We had taken the two-hour flight from Orlando to Cancun and driven about an hour and a half south to our beach house in Tulum seeking the turquoise blue waters off the reef, peace and relaxation under thatched roof palapas. We chose an eco-friendly house without air conditioning that was run with a solar powered generator, planning to visit the Mayan Ruins, eat delicious Mexican cuisine, take in the local culture and explore some of the eco-centered activities for which the area is well known. The fact that tortugas gathered there in July and August was our little bonus.
The Mayan Ruins were stunning, located on the bluffs high above the sea, and only a short five minute drive from the house. For history buffs, more elaborate ruins are within a few hours if you are feeling more adventurous.

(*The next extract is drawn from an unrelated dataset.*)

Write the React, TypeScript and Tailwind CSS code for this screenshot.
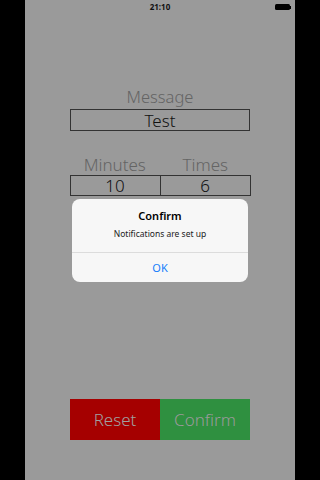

Another highlight of Tulum was the food. Sand floors and beach views abound and ceviche, a raw fish dish that is cured in limejuice & mixed with chili peppers to bring out the flavors was our favorite addiction. We ordered it at almost every restaurant where we ate and each place had its own spin. Also, the delicious fresh seafood was a draw; the butterfish, the red snapper, Caribbean lobster, and whole fresh fish complete with heads and eyeballs.
But let us not forget the Mezcal! In Tulum there are entire bars devoted to the distilling and serving of Mezcal, made from the agave plant. The bartender owner at our favorite place, Mamma Mui had an entire menu of drinks he concocted with his homemade Mezcal combined with freshly squeezed juices (direct from the fruit not sitting in a refrigerator somewhere). I highly recommend “The Mamma Mui” – a deliciously fresh Mezcal cocktail mixed with cucumber juice and lime, the rim of the glass laced with salt and chili powder.
Tulum, Mexico will change you – The Mayans called it City of Dawn. It lends a sense of renewal and rebirth that I encountered with new experiences and peace that permeated my soul. Like the turtles that flock there in the summer Tulum has a slower pace that allowed this Americana to take in nature and slow down for a much needed change.